How deep should a french drain be next to a driveway?

Most driveway french drains run 18 to 36 inches deep and 8 to 12 inches wide. Go deep enough to sit below the asphalt base, usually at least 24 inches, so the drain pulls water out of the subgrade instead of just skimming the surface. In cold regions, set the pipe below the local frost line where practical.

What slope does a french drain need?

A french drain needs at least a 1 percent slope, about 1 inch of fall for every 8 feet of run. Steeper is fine. The whole trench must fall continuously toward the outlet with no flat or uphill sections, or water sits in the pipe and the drain stops working.

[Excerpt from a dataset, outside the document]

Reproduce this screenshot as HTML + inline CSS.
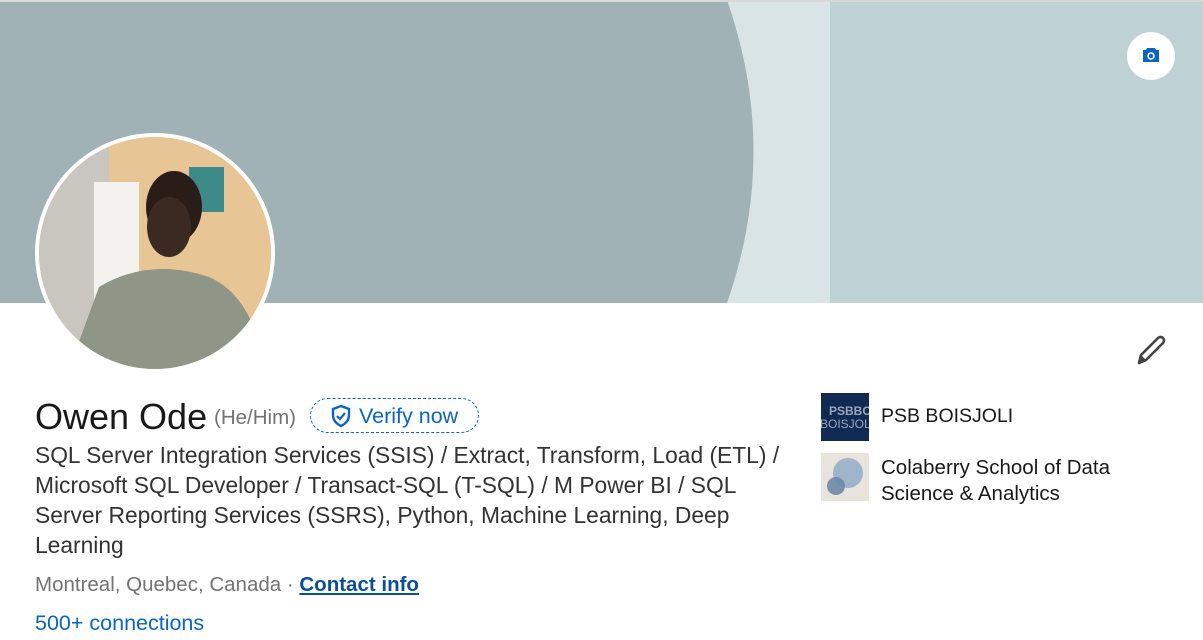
<!DOCTYPE html>
<html><head><meta charset="utf-8"><style>
*{margin:0;padding:0;box-sizing:border-box}
body{width:1203px;height:640px;background:#fff;font-family:"Liberation Sans",sans-serif;position:relative;overflow:hidden;color:#191919}
.abs{position:absolute;white-space:nowrap}
</style></head><body>
<svg class="abs" style="left:0;top:0" width="1203" height="303">
<rect width="1203" height="303" fill="#bed2d6"/>
<rect x="700" width="130" height="303" fill="#d9e4e6"/>
<path d="M0 0 H727 Q780 151 727 303 H0 Z" fill="#a0b2b6"/>
<rect width="1203" height="2" fill="#d8d8d8"/>
</svg>
<div class="abs" style="left:1127px;top:32px;width:48px;height:48px;border-radius:50%;background:#fff"></div>
<svg class="abs" style="left:1140px;top:44px" width="22" height="22" viewBox="0 0 22 22"><path d="M7 4h8l1 2h3v12H3V6h3z" fill="#0a66c2"/><circle cx="11" cy="12" r="3" fill="none" stroke="#fff" stroke-width="1.6"/></svg>
<div class="abs" style="left:35px;top:133px;width:240px;height:240px;border-radius:50%;background:#fff"></div>
<svg class="abs" style="left:39px;top:137px" width="232" height="232">
<defs><clipPath id="c"><circle cx="116" cy="116" r="116"/></clipPath></defs>
<g clip-path="url(#c)">
<rect width="232" height="232" fill="#e7c594"/>
<rect width="70" height="232" fill="#c9c6bf"/>
<rect x="55" y="45" width="45" height="187" fill="#f4f2ee"/>
<rect x="150" y="30" width="35" height="45" fill="#3d8a8a"/>
<ellipse cx="135" cy="70" rx="28" ry="36" fill="#2a1d17"/>
<ellipse cx="130" cy="90" rx="22" ry="30" fill="#3a2a22"/>
<path d="M30 232 L60 150 Q110 120 170 140 Q215 160 225 232Z" fill="#8f9587"/>
</g></svg>
<svg class="abs" style="left:1135px;top:335px" width="32" height="32" viewBox="0 0 32 32"><path d="M4 28 L6 20 L23 3 Q26 1 28 3 Q30 5 28 8 L11 25 Z" fill="none" stroke="#444" stroke-width="2.6" stroke-linejoin="round"/><path d="M4 28 L6 20 L11 25Z" fill="#444"/></svg>
<div class="abs" style="left:35px;top:396px;font-size:36px;line-height:42px;">Owen Ode</div>
<div class="abs" style="left:214px;top:406px;font-size:20.5px;color:#737373">(He/Him)</div>
<div class="abs" style="left:310px;top:398px;width:169px;height:35px;border:1px dashed #0a66c2;border-radius:18px"></div>
<svg class="abs" style="left:329px;top:404px" width="24" height="24" viewBox="0 0 24 24"><path d="M12 2 L20 5 V11 Q20 18 12 22 Q4 18 4 11 V5Z" fill="none" stroke="#0a66c2" stroke-width="2.4"/><path d="M8 12 L11 15 L16 9" fill="none" stroke="#0a66c2" stroke-width="2.2"/></svg>
<div class="abs" style="left:359px;top:404px;font-size:21.5px;color:#0a66c2">Verify now</div>
<div class="abs" style="left:35px;top:440px;width:765px;white-space:normal;font-size:22.8px;line-height:30px;color:#333">SQL Server Integration Services (SSIS) / Extract, Transform, Load (ETL) / Microsoft SQL Developer / Transact-SQL (T-SQL) / M Power BI / SQL Server Reporting Services (SSRS), Python, Machine Learning, Deep Learning</div>
<div class="abs" style="left:35px;top:573px;font-size:20.5px;color:#737373">Montreal, Quebec, Canada · <span style="color:#0a4f95;text-decoration:underline;font-weight:bold">Contact info</span></div>
<div class="abs" style="left:35px;top:611px;font-size:21.5px;color:#0a66c2">500+ connections</div>
<div class="abs" style="left:821px;top:393px;width:48px;height:48px;background:#102a53;color:#9aa6bb;font-size:12px;font-weight:bold;overflow:hidden;line-height:13px;padding:12px 0 0 8px;white-space:nowrap">PSBBO<br><span style="font-weight:normal;margin-left:-9px">BOISJOLI</span></div>
<div class="abs" style="left:881px;top:405px;font-size:19.5px">PSB BOISJOLI</div>
<svg class="abs" style="left:821px;top:453px" width="48" height="48"><rect width="48" height="48" fill="#e8e3dd"/><circle cx="27" cy="20" r="15" fill="#9fb5cc"/><circle cx="15" cy="33" r="9" fill="#6e88a6" opacity=".9"/></svg>
<div class="abs" style="left:881px;top:455px;font-size:20.5px;line-height:26px">Colaberry School of Data<br>Science &amp; Analytics</div>
</body></html>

How much does a french drain for a driveway cost?

A french drain along a driveway typically costs 25 to 60 dollars per linear foot installed, so a common 40 to 80 foot run lands around 1,500 to 4,000 dollars. DIY material cost is roughly 8 to 15 dollars per foot. Rock, long runs to daylight, or storm connections push the price higher.

Do you put the perforated pipe holes up or down?

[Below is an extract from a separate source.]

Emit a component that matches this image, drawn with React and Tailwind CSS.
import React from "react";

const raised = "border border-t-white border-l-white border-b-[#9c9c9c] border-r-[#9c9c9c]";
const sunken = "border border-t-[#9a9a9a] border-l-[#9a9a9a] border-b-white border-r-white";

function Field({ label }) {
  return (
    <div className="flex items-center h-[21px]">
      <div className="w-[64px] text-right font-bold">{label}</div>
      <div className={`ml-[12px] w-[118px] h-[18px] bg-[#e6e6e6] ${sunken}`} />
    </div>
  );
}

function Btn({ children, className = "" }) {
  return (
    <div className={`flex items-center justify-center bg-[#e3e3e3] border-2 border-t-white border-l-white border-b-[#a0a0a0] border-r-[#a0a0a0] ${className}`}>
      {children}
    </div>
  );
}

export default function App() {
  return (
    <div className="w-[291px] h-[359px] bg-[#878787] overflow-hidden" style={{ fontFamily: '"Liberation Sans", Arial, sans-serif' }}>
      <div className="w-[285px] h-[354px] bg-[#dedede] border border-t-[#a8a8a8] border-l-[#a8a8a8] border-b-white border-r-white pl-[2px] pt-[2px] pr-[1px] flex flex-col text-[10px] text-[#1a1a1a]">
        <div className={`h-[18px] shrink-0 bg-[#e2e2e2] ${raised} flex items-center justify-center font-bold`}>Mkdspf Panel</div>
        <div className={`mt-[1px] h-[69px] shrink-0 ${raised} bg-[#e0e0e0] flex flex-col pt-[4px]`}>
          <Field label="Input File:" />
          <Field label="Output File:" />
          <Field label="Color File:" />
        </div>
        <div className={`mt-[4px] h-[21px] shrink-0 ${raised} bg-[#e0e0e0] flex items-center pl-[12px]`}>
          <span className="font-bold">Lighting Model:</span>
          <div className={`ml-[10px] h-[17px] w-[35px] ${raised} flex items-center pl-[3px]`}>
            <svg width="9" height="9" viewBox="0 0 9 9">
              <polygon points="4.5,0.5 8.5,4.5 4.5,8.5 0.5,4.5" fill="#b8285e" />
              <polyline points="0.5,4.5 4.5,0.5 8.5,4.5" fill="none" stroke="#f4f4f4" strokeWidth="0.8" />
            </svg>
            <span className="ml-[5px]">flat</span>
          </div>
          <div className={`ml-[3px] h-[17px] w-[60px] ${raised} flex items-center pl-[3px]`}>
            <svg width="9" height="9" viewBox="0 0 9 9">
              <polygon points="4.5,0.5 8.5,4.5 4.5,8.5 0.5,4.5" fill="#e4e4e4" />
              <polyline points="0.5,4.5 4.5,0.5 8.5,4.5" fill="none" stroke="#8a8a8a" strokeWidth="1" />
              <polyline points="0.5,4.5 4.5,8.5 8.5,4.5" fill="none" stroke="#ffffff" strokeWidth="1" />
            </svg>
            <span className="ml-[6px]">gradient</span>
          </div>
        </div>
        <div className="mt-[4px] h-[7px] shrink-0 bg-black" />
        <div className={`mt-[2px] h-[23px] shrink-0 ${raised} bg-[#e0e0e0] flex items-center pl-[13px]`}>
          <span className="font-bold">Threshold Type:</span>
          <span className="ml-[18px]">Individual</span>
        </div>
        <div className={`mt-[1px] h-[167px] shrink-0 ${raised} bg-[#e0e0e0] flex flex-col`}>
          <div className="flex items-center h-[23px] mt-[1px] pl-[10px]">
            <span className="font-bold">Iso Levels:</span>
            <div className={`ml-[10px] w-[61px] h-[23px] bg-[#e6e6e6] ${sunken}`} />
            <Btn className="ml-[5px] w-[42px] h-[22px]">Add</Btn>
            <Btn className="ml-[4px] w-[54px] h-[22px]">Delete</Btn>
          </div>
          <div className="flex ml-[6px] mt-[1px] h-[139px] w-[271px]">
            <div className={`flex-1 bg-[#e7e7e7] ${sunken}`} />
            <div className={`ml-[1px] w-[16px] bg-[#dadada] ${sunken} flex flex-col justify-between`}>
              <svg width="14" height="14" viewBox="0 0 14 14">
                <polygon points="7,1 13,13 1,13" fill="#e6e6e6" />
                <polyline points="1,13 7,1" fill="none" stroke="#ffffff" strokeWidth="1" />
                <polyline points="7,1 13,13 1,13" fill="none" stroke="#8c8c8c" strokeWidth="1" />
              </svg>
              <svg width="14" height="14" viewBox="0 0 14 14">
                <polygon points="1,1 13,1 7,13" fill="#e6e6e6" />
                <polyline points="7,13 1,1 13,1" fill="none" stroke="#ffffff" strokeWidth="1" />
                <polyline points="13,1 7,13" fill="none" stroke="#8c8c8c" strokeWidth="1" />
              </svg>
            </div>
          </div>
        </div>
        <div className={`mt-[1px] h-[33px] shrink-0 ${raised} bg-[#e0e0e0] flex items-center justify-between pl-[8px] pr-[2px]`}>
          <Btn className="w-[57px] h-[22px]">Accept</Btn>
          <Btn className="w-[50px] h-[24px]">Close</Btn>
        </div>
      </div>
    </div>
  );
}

Point the perforations down. A french drain collects groundwater from below, so holes facing down let water enter at the lowest point and drain fully. Wrap the pipe and gravel in a filter fabric sock so soil fines cannot clog the holes over time.

Can you put a french drain under an asphalt driveway?

Yes. An underdrain can run beneath or just inside the edge of the asphalt to keep the base dry, but it must be placed and compacted before paving. Retrofitting under existing asphalt means sawcutting and patching, so most retrofits run a drain alongside the driveway instead.

Where should a driveway french drain discharge?

Daylight the drain to a lower spot on your own property, a dry well, or a permitted storm connection. Never aim it at a neighbor or back toward the house. Many areas regulate stormwater discharge, so check local rules before tying into any public system.